Dave: Yes; and I think one of the things that’s very interesting—if you think about when we were kids—you go to school; maybe, there is peer pressure; maybe, you’re getting bullied a little bit; maybe, negativity is happening; then you come home/you’re free.
Dave: But in this world, that never stops.
Arlene: Yes; I had a mother talk to me. She had a ninth grader, who was getting bullied at school. They actually changed schools in the district so she could have a new start; but the bully—because of phones—followed over to the other school and shared inappropriate videos that he had done before to the first school that was where the problem was. So now, the second school—these people have the same thing—so this problem follows her wherever she goes. Again, it’s in the pocket; it’s not something you just like walk away from. It’s something you have 24/7 access to; and that’s very unhealthy.
Dave: I would think—this is me talking—that there could be a positive—and I know what you’re going to say, because I know my answer isn’t positive—but especially a girl and boys—one of the biggest things they do with their phones is text—
Dave: —like almost non-stop.
I see over at Rob and Michelle’s house, and their daughters are—[making hurried sounds]—I’m like, “Wow!” They are talking to all their girlfriends.

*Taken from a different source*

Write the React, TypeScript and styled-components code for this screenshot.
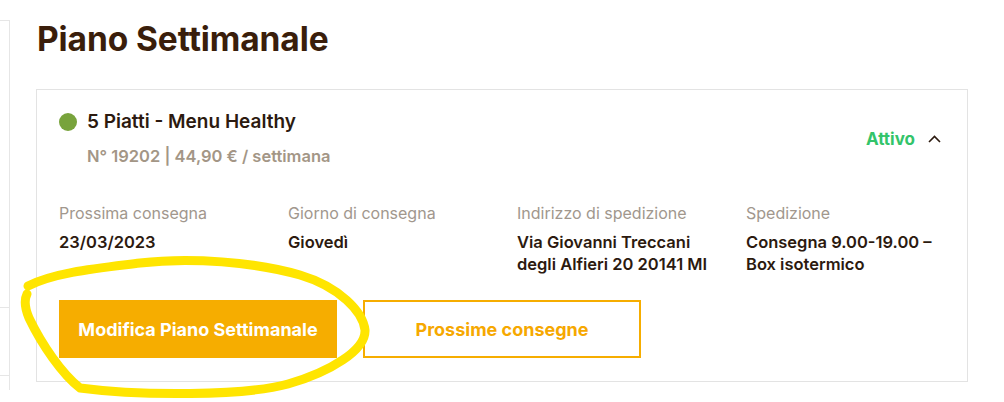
import React from "react";
import styled, { createGlobalStyle } from "styled-components";

const Global = createGlobalStyle`
  html, body { margin: 0; padding: 0; background: #ffffff; }
  body { font-family: Inter, "Noto Sans", sans-serif; -webkit-font-smoothing: antialiased; }
  * { box-sizing: border-box; }
`;

const Page = styled.div`
  position: relative;
  width: 1004px;
  height: 402px;
  display: flex;
  overflow: hidden;
`;

const Sidebar = styled.aside`
  width: 10px;
  height: 370px;
  margin-top: 20px;
  border-top: 1px solid #e6e6e6;
  border-right: 1px solid #e6e6e6;
  display: flex;
  flex-direction: column;
`;

const SideFill = styled.div<{ $h: number; $line?: boolean }>`
  height: ${(p) => p.$h}px;
  border-bottom: ${(p) => (p.$line ? "1px solid #e6e6e6" : "none")};
`;

const Main = styled.main`
  flex: 1;
  padding-left: 26px;
  padding-right: 36px;
`;

const Title = styled.h1`
  margin: 18px 0 0 1px;
  font-size: 33.5px;
  line-height: 42px;
  font-weight: 700;
  color: #3a1e0b;
  letter-spacing: -0.1px;
`;

const Card = styled.section`
  margin-top: 29px;
  width: 932px;
  border: 1px solid #e3e3e3;
  padding: 19px 26px 23px 22px;
`;

const Header = styled.div`
  display: flex;
  align-items: center;
  justify-content: space-between;
`;

const PlanInfo = styled.div`
  display: flex;
  flex-direction: column;
`;

const PlanRow = styled.div`
  display: flex;
  align-items: center;
  gap: 10px;
`;

const Dot = styled.span`
  width: 18px;
  height: 18px;
  border-radius: 50%;
  background: #78a33c;
  flex: none;
`;

const PlanName = styled.div`
  font-size: 19px;
  line-height: 26px;
  font-weight: 600;
  color: #2c1a0f;
`;

const PlanMeta = styled.div`
  margin: 10px 0 0 28px;
  font-size: 16.5px;
  line-height: 22px;
  font-weight: 600;
  color: #a39686;
`;

const Status = styled.div`
  display: flex;
  align-items: center;
  gap: 13px;
  margin-top: 2px;
`;

const StatusText = styled.span`
  font-size: 17px;
  font-weight: 700;
  color: #33c46a;
`;

const Grid = styled.div`
  display: grid;
  grid-template-columns: 229px 229px 229px 1fr;
  margin-top: 35px;
`;

const Cell = styled.div`
  display: flex;
  flex-direction: column;
`;

const Label = styled.div`
  font-size: 16px;
  line-height: 22px;
  font-weight: 400;
  color: #a1978d;
`;

const Value = styled.div`
  margin-top: 7px;
  font-size: 16.5px;
  line-height: 22px;
  font-weight: 600;
  color: #2c1a0f;
`;

const Actions = styled.div`
  display: flex;
  gap: 26px;
  margin-top: 25px;
`;

const Button = styled.button<{ $primary?: boolean }>`
  width: 278px;
  height: 58px;
  border: 2px solid #f6ad00;
  background: ${(p) => (p.$primary ? "#f6ad00" : "#ffffff")};
  color: ${(p) => (p.$primary ? "#ffffff" : "#f6a800")};
  font-family: Inter, "Noto Sans", sans-serif;
  font-size: 18px;
  font-weight: 700;
  cursor: pointer;
  padding: 0;
`;

const Scribble = styled.svg`
  position: absolute;
  left: 0;
  top: 0;
  pointer-events: none;
`;

const info = [
  { label: "Prossima consegna", value: ["23/03/2023"] },
  { label: "Giorno di consegna", value: ["Giovedì"] },
  { label: "Indirizzo di spedizione", value: ["Via Giovanni Treccani", "degli Alfieri 20 20141 MI"] },
  { label: "Spedizione", value: ["Consegna 9.00-19.00 –", "Box isotermico"] },
];

export default function App() {
  return (
    <>
      <Global />
      <Page>
        <Sidebar>
          <SideFill $h={287} $line />
          <SideFill $h={68} $line />
        </Sidebar>
        <Main>
          <Title>Piano Settimanale</Title>
          <Card>
            <Header>
              <PlanInfo>
                <PlanRow>
                  <Dot />
                  <PlanName>5 Piatti - Menu Healthy</PlanName>
                </PlanRow>
                <PlanMeta>N° 19202 | 44,90 € / settimana</PlanMeta>
              </PlanInfo>
              <Status>
                <StatusText>Attivo</StatusText>
                <svg width="13" height="8" viewBox="0 0 13 8">
                  <polyline points="1,7 6.5,1.5 12,7" fill="none" stroke="#2c1a0f" strokeWidth="1.6" />
                </svg>
              </Status>
            </Header>
            <Grid>
              {info.map((c) => (
                <Cell key={c.label}>
                  <Label>{c.label}</Label>
                  <Value>
                    {c.value.map((v, i) => (
                      <div key={i}>{v}</div>
                    ))}
                  </Value>
                </Cell>
              ))}
            </Grid>
            <Actions>
              <Button $primary>Modifica Piano Settimanale</Button>
              <Button>Prossime consegne</Button>
            </Actions>
          </Card>
        </Main>
        <Scribble width="1004" height="402" viewBox="0 0 1004 402">
          <path
            d="M 28 286 C 55 272, 100 268, 140 263 C 190 257, 255 262, 300 275 C 340 287, 363 312, 365 330 C 366 350, 330 372, 288 384 C 245 396, 140 396, 80 388 C 62 374, 42 345, 29 318 C 24 306, 25 298, 27 294"
            fill="none"
            stroke="#ffe500"
            strokeWidth="9"
            strokeLinecap="round"
          />
        </Scribble>
      </Page>
    </>
  );
}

Dave: You think, “Oh, that’s good; relationships are building; they are in conversation.” They are not going to pick up a phone and call them; but it is a bad thing; right? Why?
Arlene: So the texting—that’s great that you are reaching out—but how hysterical that, we are so advanced technologically, but texting is such a crude form of communication. It’s just like—then, for us, adults—we talk into our phones, so there are these full sentences; right? [Laughter] But for the kids, they are all just abbreviations—
Arlene: —they are all this. It’s like such a crude form of communication, and that’s the basis for a relationship. The bad thing about that is—my goodness—that’s so backward.
The most advanced form of communication is face to face: talking with words, talking with sentences, seeing body language. “You’re saying, ‘Oh, I’m not stressed at all’; but your body is telling me, ‘[I] have a problem.’” That’s advanced communication, let’s say. But that’s not what kids are getting. They are getting texting, which is great for: “Hey, what time do you want to meet?” “Where are you right now?”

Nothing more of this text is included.